Of coarse PM Netanyahu has problems. He heads a right wing party while he himself has moved to the center-left.
Four years ago, he did his best to control his party and its policies. He strong armed Feiglin out of the list and made sure to include centrists like himself, namely Meridor and Begin, in positions of influence. But that wasn’t enough support for himself. He invited Labour into the government and appointed Ehud Barak as Defence Minister. Thus Barak got to decide what gets built and what gets demolished east of the "green line" (1949 Armistice Line, ed.).
He also appointed Yehuda Weinstein as Attorney General, despite the fact, or maybe because of it, that Weinstein was center-left. Thus Weinstein could thwart the rightist legislation emanating from Likud. In the cases where he couldn’t do it, Netanyahu himself, prevented the legislation from going ahead.
It is imperative for a right wing agenda that the anti-Israel NGO’s be reigned in. Once again Netanyahu wouldn’t let it happen.
This time around Netanyahu is arguing for a broad-based coalition. The only reason that I can discern for this is because he wants to govern from the center and not from the right. His party, much to his chagrin, has moved more to the right by nominating right-wingers to the party list. This is an anathema for him. He even threatened to punish Likud members who were settlers for their part in doing so.
In Canada, where I spent most of my life, the biggest political parties do their damnedest to get a majority of seats in government so that they can form a government without other parties. If they succeed, they consider that they have a mandate to govern according to their platforms. The winning party would never invite other parties to join the government to broaden the government.
Netanyahu, on the other hand, wants to govern with a broad coalition so he doesn’t have to govern from the right. He could, if he wanted, have a center-right government made up of Yesh Atid and Habayit Hayehudit only, but no, he wants more parties in the government to blunt their influence.
His biggest problem is that Bennett will do his best to prevent the abandonment of Judea and Samaria and from what we read, Lapid will support him in this. Together they prevent him from following in the footsteps of Sharon, Olmert and Livni. Just as they did, he wants to uproot settlements and push the peace process.
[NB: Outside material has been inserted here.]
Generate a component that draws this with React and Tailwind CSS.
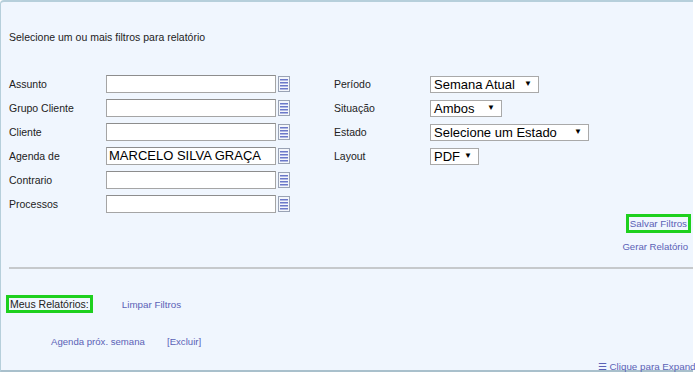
import React from "react";

const link = "text-[#5b62b6]";

function ListIcon() {
  return (
    <svg width="12" height="16" viewBox="0 0 12 16" className="shrink-0">
      <rect x="0.5" y="0.5" width="11" height="15" fill="#f4f6fb" stroke="#9aa3b5" />
      <rect x="2" y="3" width="8" height="1.5" fill="#6b78c9" />
      <rect x="2" y="6" width="8" height="1.5" fill="#6b78c9" />
      <rect x="2" y="9" width="8" height="1.5" fill="#6b78c9" />
      <rect x="2" y="12" width="8" height="1.5" fill="#6b78c9" />
    </svg>
  );
}

function TextRow({ label, value }) {
  return (
    <div className="flex h-6 items-center">
      <span className="w-[97px] text-[10.5px] leading-[13px] text-[#222]">{label}</span>
      <div className="flex items-center gap-[2px]">
        <div className="h-[18px] w-[170px] border border-[#a5a5a5] border-t-[#8d8d8d] bg-white px-[2px] text-[13px] leading-[16px] text-black">
          {value}
        </div>
        <ListIcon />
      </div>
    </div>
  );
}

function SelectRow({ label, value, width }) {
  return (
    <div className="flex h-6 items-center">
      <span className="w-[96px] text-[10.5px] leading-[13px] text-[#222]">{label}</span>
      <div
        className={`flex h-[17px] items-center justify-between border border-[#a9a9a9] bg-white pl-[3px] pr-[6px] text-[13px] text-black ${width}`}
      >
        <span className="leading-none">{value}</span>
        <span className="text-[8px] leading-none">▼</span>
      </div>
    </div>
  );
}

export default function App() {
  return (
    <div className="h-[374px] w-[695px] overflow-hidden bg-white font-['Liberation_Sans',Arial,sans-serif]">
      <div className="flex h-[372px] w-[693px] flex-col rounded-tl-[4px] border-t-2 border-b-2 border-l border-[#b6cfdb] border-b-[#a9c0cc] bg-[#f0f6fe]">
        <div className="shrink-0 pl-2 pt-[29px] text-[10.5px] leading-[13px] text-[#222]">
          Selecione um ou mais filtros para relatório
        </div>

        <div className="mt-[28px] flex shrink-0 pl-2">
          <div className="flex w-[325px] flex-col">
            <TextRow label="Assunto" />
            <TextRow label="Grupo Cliente" />
            <TextRow label="Cliente" />
            <TextRow label="Agenda de" value="MARCELO SILVA GRAÇA" />
            <TextRow label="Contrario" />
            <TextRow label="Processos" />
          </div>
          <div className="flex flex-col">
            <SelectRow label="Período" value="Semana Atual" width="w-[109px]" />
            <SelectRow label="Situação" value="Ambos" width="w-[72px]" />
            <SelectRow label="Estado" value="Selecione um Estado" width="w-[159px]" />
            <SelectRow label="Layout" value="PDF" width="w-[49px]" />
          </div>
        </div>

        <div className="mt-[-2px] flex shrink-0 flex-col items-end pr-[2px]">
          <div className={`border-[3px] border-[#1ed01e] px-[1px] text-[9.8px] leading-[13px] ${link}`}>
            Salvar Filtros
          </div>
          <div className={`mt-[7px] pr-[3px] text-[9.6px] leading-[13px] ${link}`}>Gerar Relatório</div>
        </div>

        <div className="ml-2 mt-[14px] h-[2px] shrink-0 bg-[#c6c9cc]" />

        <div className="mt-[26px] flex shrink-0 items-center pl-[5px]">
          <div className="border-[3px] border-[#1ed01e] px-[1px] text-[10.5px] leading-[12px] text-[#222]">Meus Relatórios:</div>
          <div className={`ml-[29px] text-[9.8px] leading-[13px] ${link}`}>Limpar Filtros</div>
        </div>

        <div className="mt-[22px] flex shrink-0 pl-[50px] text-[9.6px] leading-[13px]">
          <span className={`w-[116px] ${link}`}>Agenda próx. semana</span>
          <span className={link}>[Excluir]</span>
        </div>

        <div className="mt-auto mb-[-2px] flex shrink-0 justify-end whitespace-nowrap">
          <span className={`text-[9.8px] leading-[11px] ${link}`} style={{ marginRight: -8 }}>
            ☰ Clique para Expandir
          </span>
        </div>
      </div>
    </div>
  );
}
That is why he embraced Livni the first and put her in a position to advance his policies and not those of his party and certainly not those of Bennett’s party. Livni as Justice Minister is sure to bury the Levy Report so Netanyahu doesn’t have to take the rap for doing so.
This week Netanyahu has focused on smearing Bennett for abandoning the hareidi parties. But why must they be in the coalition? They aren’t Zionists. What gives them an inaliable right to be in the coalition?
So far the Likud MK’s have been silent on where Netanyahu is taking them. But they can’t be happy. Sooner or later there will be a revolt.
Jabotinsky must be turning over in his grave.